▶ **WHAT TO DO**:
For each line of the data below that holds "index", copy the line.

Entries with page source code:
§ §
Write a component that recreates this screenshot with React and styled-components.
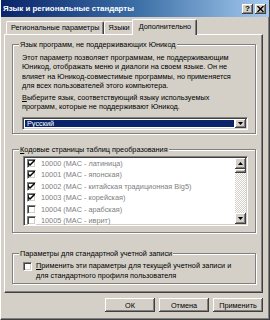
import React from "react";
import styled, { createGlobalStyle } from "styled-components";

const FONT = `"Liberation Sans", Arial, sans-serif`;
const FS = "7.3px";

const Global = createGlobalStyle`
  html, body { margin: 0; padding: 0; background: #d4d0c8; }
  * { box-sizing: border-box; }
  body { font-family: ${FONT}; font-size: ${FS}; color: #000; }
`;

const Window = styled.div`
  width: 270px;
  height: 320px;
  background: #d4d0c8;
  display: flex;
  flex-direction: column;
  border-left: 1px solid #fff;
  border-right: 1px solid #404040;
  border-bottom: 1px solid #404040;
  box-shadow: inset -1px -1px 0 #808080;
  overflow: hidden;
`;

const TitleBar = styled.div`
  height: 17px;
  flex: none;
  display: flex;
  align-items: center;
  padding: 0 3px 0 2px;
  background: linear-gradient(90deg, #0a246a 0%, #3a6ea5 50%, #a6caf0 100%);
`;

const Title = styled.div`
  flex: 1;
  color: #fff;
  font-weight: bold;
  font-size: 7.9px;
  white-space: nowrap;
`;

const CapButton = styled.div`
  width: 11px;
  height: 10px;
  margin-left: ${p => p.$gap || 0}px;
  background: #d4d0c8;
  box-shadow: inset -1px -1px 0 #404040, inset 1px 1px 0 #fff, inset -2px -2px 0 #808080;
  display: flex;
  align-items: center;
  justify-content: center;
  font-size: 8px;
  font-weight: bold;
  line-height: 1;
  color: #000;
`;

const Tabs = styled.div`
  display: flex;
  align-items: flex-end;
  height: 15px;
  margin-top: 2px;
  padding-left: 5px;
  position: relative;
  z-index: 1;
`;

const Tab = styled.div`
  height: ${p => (p.$active ? 16 : 13)}px;
  margin-left: ${p => (p.$active ? -2 : 0)}px;
  margin-bottom: ${p => (p.$active ? -1 : 0)}px;
  padding: ${p => (p.$active ? "2px 5px 0 6px" : "1px 3px 0 4px")};
  background: #d4d0c8;
  border-top: 1px solid #fff;
  border-left: 1px solid #fff;
  border-right: 1px solid #404040;
  box-shadow: inset -1px 0 0 #808080;
  border-radius: 2px 2px 0 0;
  white-space: nowrap;
  line-height: 10px;
  color: #000;
`;

const Panel = styled.div`
  margin: 0 6px 0 3px;
  height: 259px;
  flex: none;
  border-top: 1px solid #fff;
  border-left: 1px solid #fff;
  border-right: 1px solid #404040;
  border-bottom: 1px solid #404040;
  box-shadow: inset -1px -1px 0 #808080;
  padding: 9px 6px 0 7px;
  display: flex;
  flex-direction: column;
`;

const Group = styled.div`
  position: relative;
  margin-top: ${p => p.$mt || 0}px;
  height: ${p => p.$h}px;
  flex: none;
  padding: ${p => p.$pad};
  border: 1px solid #808080;
  box-shadow: inset 1px 1px 0 #fff, 1px 1px 0 #fff;
`;

const Legend = styled.div`
  position: absolute;
  top: -5px;
  left: 6px;
  padding: 0 1px 0 1px;
  background: #d4d0c8;
  line-height: 9px;
  white-space: nowrap;
  color: #000;
`;

const Para = styled.p`
  margin: ${p => p.$mt || 0}px 0 0 0;
  line-height: ${p => p.$lh || 9.3}px;
  white-space: nowrap;
`;

const U = styled.span`
  text-decoration: underline;
`;

const Select = styled.div`
  margin-top: 5px;
  height: 13px;
  background: #fff;
  border-top: 1px solid #808080;
  border-left: 1px solid #808080;
  border-right: 1px solid #fff;
  border-bottom: 1px solid #fff;
  box-shadow: inset 1px 1px 0 #404040, inset -1px -1px 0 #d4d0c8;
  padding: 2px;
  display: flex;
`;

const SelectValue = styled.div`
  flex: 1;
  background: #0a246a;
  color: #fff;
  line-height: 7px;
  padding: 0 2px;
`;

const ArrowBtn = styled.div`
  width: 11px;
  margin: -1px -1px -1px 1px;
  background: #d4d0c8;
  box-shadow: inset -1px -1px 0 #404040, inset 1px 1px 0 #fff, inset -2px -2px 0 #808080;
  display: flex;
  align-items: center;
  justify-content: center;
`;

const ListBox = styled.div`
  height: 70px;
  width: 225px;
  background: #fff;
  border-top: 1px solid #808080;
  border-left: 1px solid #808080;
  border-right: 1px solid #fff;
  border-bottom: 1px solid #fff;
  box-shadow: inset 1px 1px 0 #404040, inset -1px -1px 0 #d4d0c8;
  padding: 1px 2px 1px 2px;
  display: flex;
  overflow: hidden;
`;

const Items = styled.div`
  flex: 1;
  padding: 1px 0 0 1px;
  display: flex;
  flex-direction: column;
  gap: 2.4px;
`;

const Item = styled.div`
  display: flex;
  align-items: center;
  height: 9px;
  flex: none;
  gap: 5px;
  color: #808080;
  white-space: nowrap;
`;

const Box = styled.div`
  width: 9px;
  height: 9px;
  flex: none;
  margin-top: ${p => p.$mt || 0}px;
  background: #fff;
  border-top: 1px solid #808080;
  border-left: 1px solid #808080;
  border-right: 1px solid #fff;
  border-bottom: 1px solid #fff;
  box-shadow: inset 1px 1px 0 #404040, inset -1px -1px 0 #d4d0c8;
  display: flex;
  align-items: center;
  justify-content: center;
`;

const ScrollBar = styled.div`
  width: 11px;
  margin: 0 -1px 0 0;
  display: flex;
  flex-direction: column;
`;

const ScrollBtn = styled.div`
  height: 11px;
  flex: none;
  background: #d4d0c8;
  box-shadow: inset -1px -1px 0 #404040, inset 1px 1px 0 #fff, inset -2px -2px 0 #808080;
  display: flex;
  align-items: center;
  justify-content: center;
`;

const Thumb = styled(ScrollBtn)`
  height: 4px;
`;

const Track = styled.div`
  flex: 1;
  background-color: #fff;
  background-image: repeating-conic-gradient(#d4d0c8 0 25%, #fff 0 50%);
  background-size: 2px 2px;
`;

const CheckRow = styled.div`
  display: flex;
  align-items: flex-start;
  gap: 4px;
`;

const ButtonRow = styled.div`
  display: flex;
  justify-content: flex-end;
  gap: 4px;
  margin: 5px 6px 0 0;
`;

const Button = styled.div`
  width: ${p => p.$w || 50}px;
  height: 14px;
  background: #d4d0c8;
  box-shadow: inset -1px -1px 0 #404040, inset 1px 1px 0 #fff, inset -2px -2px 0 #808080;
  display: flex;
  align-items: center;
  justify-content: center;
  color: #000;
`;

const Check = () => (
  <svg width="7" height="7" viewBox="0 0 7 7">
    <path d="M0 2 L0 4 L2 6 L7 1 L7 -1 L2 4 Z" fill="#000" />
  </svg>
);

const Tri = ({ up }) => (
  <svg width="5" height="3" viewBox="0 0 5 3">
    <path d={up ? "M2.5 0 L5 3 L0 3 Z" : "M0 0 L5 0 L2.5 3 Z"} fill="#000" />
  </svg>
);

const items = [
  ["10000 (MAC - латиница)", true],
  ["10001 (MAC - японская)", true],
  ["10002 (MAC - китайская традиционная Big5)", true],
  ["10003 (MAC - корейская)", true],
  ["10004 (MAC - арабская)", false],
  ["10005 (MAC - иврит)", false],
];

export default function App() {
  return (
    <>
      <Global />
      <Window>
        <TitleBar>
          <Title>Язык и региональные стандарты</Title>
          <CapButton>?</CapButton>
          <CapButton $gap={2}>
            <svg width="7" height="6" viewBox="0 0 7 6">
              <path d="M0.5 0 L6.5 6 M6.5 0 L0.5 6" stroke="#000" strokeWidth="1.4" />
            </svg>
          </CapButton>
        </TitleBar>
        <Tabs>
          <Tab>Региональные параметры</Tab>
          <Tab>Языки</Tab>
          <Tab $active>Дополнительно</Tab>
        </Tabs>
        <Panel>
          <Group $h={90} $pad="8px 7px 0 9px">
            <Legend>Язык программ, не поддерживающих Юникод</Legend>
            <Para>
              Этот параметр позволяет программам, не поддерживающим<br />
              Юникод, отображать меню и диалоги на своем языке. Он не<br />
              влияет на Юникод-совместимые программы, но применяется<br />
              для всех пользователей этого компьютера.
            </Para>
            <Para $mt={3}>
              <U>В</U>ыберите язык, соответствующий языку используемых<br />
              программ, которые не поддерживают Юникод.
            </Para>
            <Select>
              <SelectValue>Русский</SelectValue>
              <ArrowBtn><Tri /></ArrowBtn>
            </Select>
          </Group>
          <Group $h={84} $mt={15} $pad="6px 0 0 10px">
            <Legend><U>К</U>одовые страницы таблиц преобразования</Legend>
            <ListBox>
              <Items>
                {items.map(([t, c]) => (
                  <Item key={t}>
                    <Box>{c && <Check />}</Box>
                    {t}
                  </Item>
                ))}
              </Items>
              <ScrollBar>
                <ScrollBtn><Tri up /></ScrollBtn>
                <Thumb />
                <Track />
                <ScrollBtn><Tri /></ScrollBtn>
              </ScrollBar>
            </ListBox>
          </Group>
          <Group $h={31} $mt={20} $pad="7px 0 0 10px">
            <Legend>Параметры для стандартной учетной записи</Legend>
            <CheckRow>
              <Box $mt={1} />
              <Para $lh={10}>
                <U>П</U>рименить эти параметры для текущей учетной записи и<br />
                для стандартного профиля пользователя
              </Para>
            </CheckRow>
          </Group>
        </Panel>
        <ButtonRow>
          <Button $w={50}>ОК</Button>
          <Button $w={50}>Отмена</Button>
          <Button $w={50}>Применить</Button>
        </ButtonRow>
      </Window>
    </>
  );
}
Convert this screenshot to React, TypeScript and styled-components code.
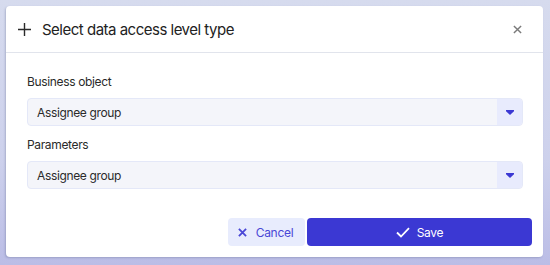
import { createGlobalStyle, styled } from 'styled-components';

const GlobalStyle = createGlobalStyle`
  * { box-sizing: border-box; }
  html, body {
    margin: 0;
    padding: 0;
    width: 550px;
    height: 265px;
    overflow: hidden;
  }
  body {
    font-family: Inter, "Noto Sans", "Liberation Sans", sans-serif;
    background: linear-gradient(180deg, #d6dbee 0%, #cdd1ec 60%, #bbbde6 100%);
  }
`;

const Backdrop = styled.div`
  padding: 6px 7px 8px 6px;
`;

const Dialog = styled.div`
  width: 537px;
  height: 251px;
  background-color: #fff;
  border-radius: 4px;
  box-shadow: -1px 1px 2px rgba(60, 70, 110, 0.25);
  display: flex;
  flex-direction: column;
`;

const Header = styled.header`
  height: 47px;
  display: flex;
  align-items: center;
  padding: 1px 21px 0 12px;
  border-bottom: 1px solid #e1e4ec;
`;

const Title = styled.h2`
  flex: 1;
  margin: 0 0 0 11px;
  font-size: 15px;
  font-weight: 400;
  color: #222;
  letter-spacing: -0.5px;
`;

const IconButton = styled.button`
  border: none;
  background: none;
  padding: 0;
  display: flex;
  color: #7a7a7a;
  cursor: pointer;
`;

const Body = styled.section`
  padding: 21px 20px 0 21px;
  display: flex;
  flex-direction: column;
  gap: 11px;
`;

const Field = styled.div`
  display: flex;
  flex-direction: column;
  gap: 8px;
`;

const Label = styled.label`
  font-size: 12px;
  line-height: 16px;
  color: #2a2a2a;
  letter-spacing: -0.35px;
`;

const Select = styled.div`
  height: 28px;
  display: flex;
  align-items: stretch;
  background-color: #f4f5fa;
  border: 1px solid #e4e8f8;
  border-radius: 4px;
  overflow: hidden;
`;

const SelectValue = styled.div`
  flex: 1;
  display: flex;
  align-items: center;
  padding-left: 9px;
  font-size: 12px;
  color: #2a2a2a;
  letter-spacing: -0.35px;
`;

const SelectToggle = styled.div`
  width: 25px;
  display: flex;
  align-items: center;
  justify-content: center;
  background-color: #e8ebfd;
  color: #3b38d3;
`;

const Footer = styled.footer`
  margin-top: auto;
  padding: 0 11px 11px 0;
  display: flex;
  justify-content: flex-end;
  gap: 2px;
`;

const Button = styled.button<{ $primary?: boolean }>`
  height: 28px;
  width: ${(p) => (p.$primary ? '225px' : '77px')};
  border: none;
  border-radius: 4px;
  display: flex;
  align-items: center;
  justify-content: center;
  gap: ${(p) => (p.$primary ? '7px' : '9px')};
  font-family: inherit;
  font-size: 12px;
  letter-spacing: -0.3px;
  cursor: pointer;
  background-color: ${(p) => (p.$primary ? '#3b38d3' : '#e8ecfd')};
  color: ${(p) => (p.$primary ? '#fff' : '#4a47d6')};
  padding: 0;
  padding-right: ${(p) => (p.$primary ? '0' : '2px')};
`;

const PlusIcon = () => (
  <svg width='13' height='13' viewBox='0 0 13 13'>
    <path d='M6.5 0v13M0 6.5h13' stroke='#2a2a2a' strokeWidth='1.4' />
  </svg>
);

const CloseIcon = ({ size = 9, width = 1.6 }: { size?: number; width?: number }) => (
  <svg width={size} height={size} viewBox='0 0 10 10'>
    <path d='M1 1l8 8M9 1l-8 8' stroke='currentColor' strokeWidth={width} />
  </svg>
);

const CheckIcon = () => (
  <svg width='14' height='11' viewBox='0 0 14 11'>
    <path d='M1 5.5l4 4L13 1.2' stroke='#fff' strokeWidth='1.8' fill='none' />
  </svg>
);

const Caret = () => (
  <svg width='8' height='5' viewBox='0 0 8 5'>
    <path d='M0 0h8v1.2L4 5 0 1.2z' fill='currentColor' />
  </svg>
);

type SelectFieldProps = {
  label: string;
  value: string;
};

const SelectField = ({ label, value }: SelectFieldProps) => (
  <Field>
    <Label>{label}</Label>
    <Select>
      <SelectValue>{value}</SelectValue>
      <SelectToggle>
        <Caret />
      </SelectToggle>
    </Select>
  </Field>
);

const App = () => {
  return (
    <>
      <GlobalStyle />
      <Backdrop>
        <Dialog role='dialog'>
          <Header>
            <PlusIcon />
            <Title>Select data access level type</Title>
            <IconButton aria-label='close'>
              <CloseIcon />
            </IconButton>
          </Header>
          <Body>
            <SelectField label='Business object' value='Assignee group' />
            <SelectField label='Parameters' value='Assignee group' />
          </Body>
          <Footer>
            <Button>
              <CloseIcon size={9} width={2} />
              Cancel
            </Button>
            <Button $primary>
              <CheckIcon />
              Save
            </Button>
          </Footer>
        </Dialog>
      </Backdrop>
    </>
  );
};

export default App;
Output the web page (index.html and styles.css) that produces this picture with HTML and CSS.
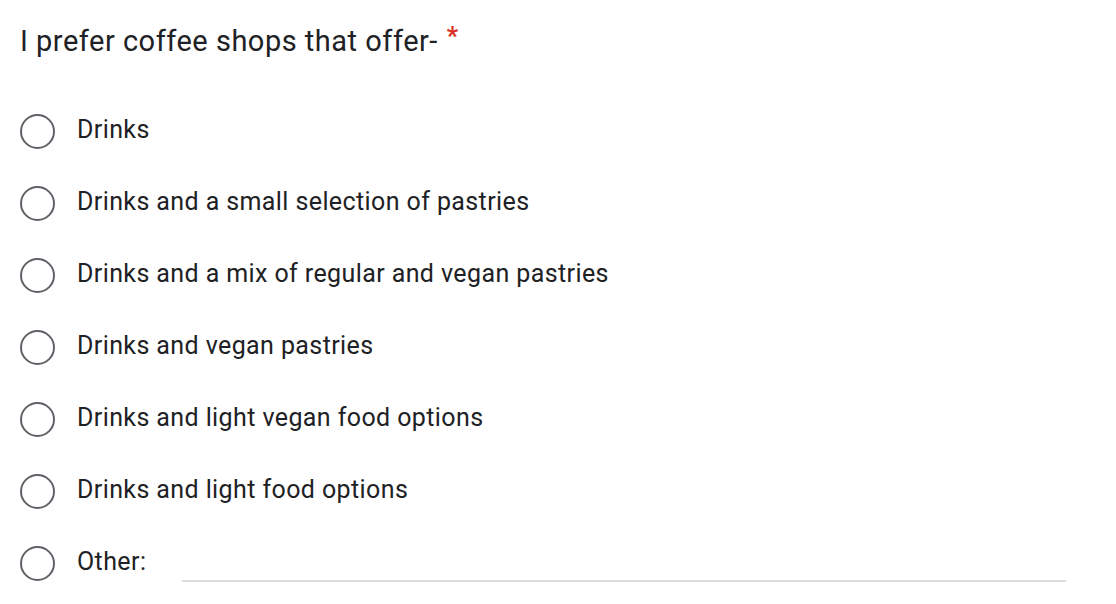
FILE: index.html
```html
<!DOCTYPE html>
<html>
<head>
<meta charset="utf-8">
<link rel="stylesheet" href="styles.css">
</head>
<body>
<div class="question">
  <div class="title">I prefer coffee shops that offer-<span class="req">*</span></div>
  <div class="options">
    <div class="option"><span class="radio"></span><span class="label">Drinks</span></div>
    <div class="option"><span class="radio"></span><span class="label">Drinks and a small selection of pastries</span></div>
    <div class="option"><span class="radio"></span><span class="label">Drinks and a mix of regular and vegan pastries</span></div>
    <div class="option"><span class="radio"></span><span class="label">Drinks and vegan pastries</span></div>
    <div class="option"><span class="radio"></span><span class="label">Drinks and light vegan food options</span></div>
    <div class="option"><span class="radio"></span><span class="label">Drinks and light food options</span></div>
    <div class="option other"><span class="radio"></span><span class="label">Other:</span><span class="other-input"></span></div>
  </div>
</div>
</body>
</html>
```
FILE: styles.css
```css
html, body {
  margin: 0;
  padding: 0;
  background: #ffffff;
}
body {
  width: 1116px;
  height: 604px;
  overflow: hidden;
}
.question {
  padding: 21px 50px 0 20px;
  color: #202124;
}
.title {
  font-family: Roboto, "Open Sans", sans-serif;
  font-size: 29px;
  line-height: 40px;
  letter-spacing: 0.5px;
  color: #202124;
}
.req {
  color: #d93025;
  font-size: 25px;
  font-weight: 700;
  margin-left: 9px;
  position: relative;
  top: -6px;
}
.options {
  margin-top: 32px;
  display: flex;
  flex-direction: column;
}
.option {
  height: 72px;
  display: flex;
  align-items: center;
}
.radio {
  box-sizing: border-box;
  width: 35px;
  height: 35px;
  border: 2.6px solid #5f6368;
  border-radius: 50%;
  flex: none;
}
.label {
  margin-left: 22px;
  margin-bottom: 4px;
  font-family: Roboto, sans-serif;
  font-size: 25px;
  letter-spacing: 0.4px;
  color: #202124;
}
.other-input {
  flex: none;
  width: 884px;
  height: 2px;
  background: #dadce0;
  margin-left: auto;
  align-self: flex-end;
  margin-bottom: 17px;
}
```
§ §
▶ **TASK OUTPUT**:
  z-index: 1;
Output the web page (index.html and styles.css) that produces this picture with HTML and CSS.
FILE: index.html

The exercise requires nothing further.